En efecto, la Encarnación del Verbo tuvo lugar según el sexo masculino, hecho que no se puede disociar de la economía de la salvación, porque “la Alianza, reviste ya en el Antiguo Testamento, como se ve en los Profetas, la forma privilegiada de un misterio nupcial: el pueblo elegido se convierte para Dios en una esposa ardientemente amada. […] El Verbo, Hijo de Dios, se encarna para inaugurar y sellar la Alianza nueva y eterna en su sangre, que será derramada por la muchedumbre para la remisión de los pecados: su muerte reunirá a los hijos de Dios que se hallaban dispersos; de su costado abierto nace la Iglesia, como Eva nació del costado de Adán. Entonces se realiza plena y definitivamente el misterio nupcial, enunciado y cantado en el Antiguo Testamento: Cristo es el Esposo; la Iglesia es su esposa, a la que Él ama porque la ha comprado con su sangre, la ha hecho hermosa y santa y en adelante es inseparable de Él”. Esto nos obliga a admitir que “en las acciones que exigen el carácter de la ordenación y donde se representa a Cristo mismo, autor de la Alianza, esposo y jefe de la Iglesia, ejerciendo su ministerio de salvación —lo cual sucede en la forma más alta en la Eucaristía— su papel lo debe realizar (este es el sentido obvio de la palabra persona) un hombre”. Confirmando todo lo anterior, el Papa Juan Pablo II declaró solemnemente en su Carta Apostólica Ordinatio Sacerdotalis, del 22 de mayo de 1994: “Con el fin de alejar toda duda sobre una cuestión de gran importancia, que atañe a la misma constitución divina de la Iglesia, en virtud de mi ministerio de confirmar en la fe a los hermanos (cf. Lc 22, 32), declaro que la Iglesia no tiene en modo alguno la facultad de conferir la ordenación sacerdotal a las mujeres, y que este dictamen debe ser considerado como definitivo por todos los fieles de la Iglesia” (nº 4). Imposibilidad contenida en la Revelación y confirmada por el Magisterio
En respuesta a las declaraciones de Mons. Erwin Kräutler, obispo emérito de la prelatura de Xingu, de que la imposibilidad de la ordenación de mujeres “no es un dogma”, el ex Prefecto de la Congregación para la Doctrina de la Fe, cardenal Gerhard Müller, respondió: “Está fuera de toda duda que esta decisión definitiva de Juan Pablo II es, desde luego, un dogma de fe de la Iglesia Católica, y que este era el caso antes de que este Papa definiera, en 1994, esta verdad tal como está contenida en la Revelación. La imposibilidad de que una mujer reciba de forma válida el Sacramento de las Órdenes Sagradas en cada uno de los tres grados [diaconado, sacerdocio y episcopado] es una verdad contenida en la Revelación y, por ende, confirmada de manera infalible por el Magisterio de la Iglesia y presentada como algo que hay que creer”.
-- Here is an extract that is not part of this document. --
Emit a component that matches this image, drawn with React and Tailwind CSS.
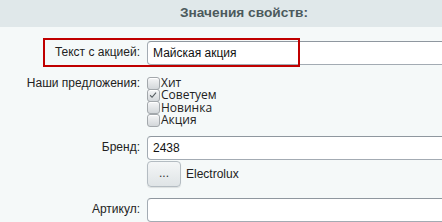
import React from "react";

function Checkbox({ checked, label }) {
  return (
    <div className="flex items-center h-[12.3px]">
      <span className="relative w-[13px] h-[13px] rounded-[3px] border border-[#a3a8ac] bg-gradient-to-b from-[#f5f6f7] to-[#d3d7da] shadow-[inset_0_1px_0_#fff] shrink-0">
        {checked && (
          <svg viewBox="0 0 13 13" className="absolute inset-0 w-[11px] h-[11px]">
            <path d="M2.5 6.2 L4.8 8.6 L9.5 3" fill="none" stroke="#555c60" strokeWidth="1.3" />
          </svg>
        )}
      </span>
      <span className="ml-[1px] text-[12px] leading-none text-[#222]" style={{ fontFamily: "'Open Sans', 'Liberation Sans', sans-serif" }}>{label}</span>
    </div>
  );
}

function Input({ value, className = "" }) {
  return (
    <div className={"w-[320px] h-[24px] bg-white border border-[#a3abb3] border-t-[#8f979f] rounded-[4px] flex items-center px-[5px] text-[12px] text-[#111] " + className}>
      {value}
    </div>
  );
}

export default function App() {
  return (
    <div className="relative w-[442px] h-[222px] overflow-hidden bg-[#f5f9f9]" style={{ fontFamily: "'Liberation Sans', Arial, sans-serif" }}>
      <div className="h-[27px] bg-[#e0e8ea] flex items-center justify-center pl-[46px] text-[13.7px] font-bold text-[#4c5a5d]">
        Значения свойств:
      </div>

      <div className="grid grid-cols-[147px_1fr] mt-[14px] text-[12px] text-[#222]">
        <div className="text-right pr-[7px] pt-[4px] leading-[15px]">Текст с акцией:</div>
        <Input value="Майская акция" />

        <div className="text-right pr-[7px] mt-[12px] pt-[0px] leading-[13px]">Наши предложения:</div>
        <div className="mt-[12px] flex flex-col">
          <Checkbox label="Хит" />
          <Checkbox checked label="Советуем" />
          <Checkbox label="Новинка" />
          <Checkbox label="Акция" />
        </div>

        <div className="text-right pr-[7px] mt-[10px] pt-[4px] leading-[15px]">Бренд:</div>
        <div className="mt-[10px] flex flex-col">
          <Input value="2438" className="h-[23px]" />
          <div className="flex items-center mt-[1px]">
            <div className="w-[34px] h-[26px] rounded-[4px] border border-[#b4bcc2] bg-gradient-to-b from-[#f4f6f7] to-[#dfe4e6] shadow-[0_1px_1px_rgba(0,0,0,0.1)] flex items-center justify-center text-[12px] text-[#333] pb-[3px]">...</div>
            <span className="ml-[5px] text-[#222]">Electrolux</span>
          </div>
        </div>

        <div className="text-right pr-[7px] mt-[11px] pt-[4px] leading-[15px]">Артикул:</div>
        <Input value="" className="mt-[11px]" />
      </div>

      <div className="absolute left-[43px] top-[38px] w-[257px] h-[29px] border-2 border-[#c00000]" />
    </div>
  );
}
En una declaración posterior, el purpurado reiteró que la exclusión de la ordenación de mujeres incluye el diaconado, ya que el Papa y los obispos no tienen autoridad sobre la sustancia de los sacramentos. Ahora bien, el Concilio de Trento declaró solemnemente que “el obispo, el sacerdote y el diácono son solo grados del único Sacramento del Orden Sagrado” (Decreto sobre el Sacramento del Orden Sagrado: DH 1766; 1773). * * * La Santísima Virgen es el modelo sublime de la vocación de la mujer en la Iglesia. No ha recibido ninguna misión oficial en ella, pero por su íntima unión como Madre, es el vínculo que une la Cabeza con el Cuerpo Místico, es la Medianera de todas las gracias. Pidamos a María que obtenga para todas las religiosas, catequistas, asistentes de cualquier área o simples madres de familia, una gran participación en su propia fecundidad espiritual. Y que proteja a la Santa Iglesia de la actual arremetida herética y gnóstica contra su estructura jerárquica instituida por su Divino Hijo.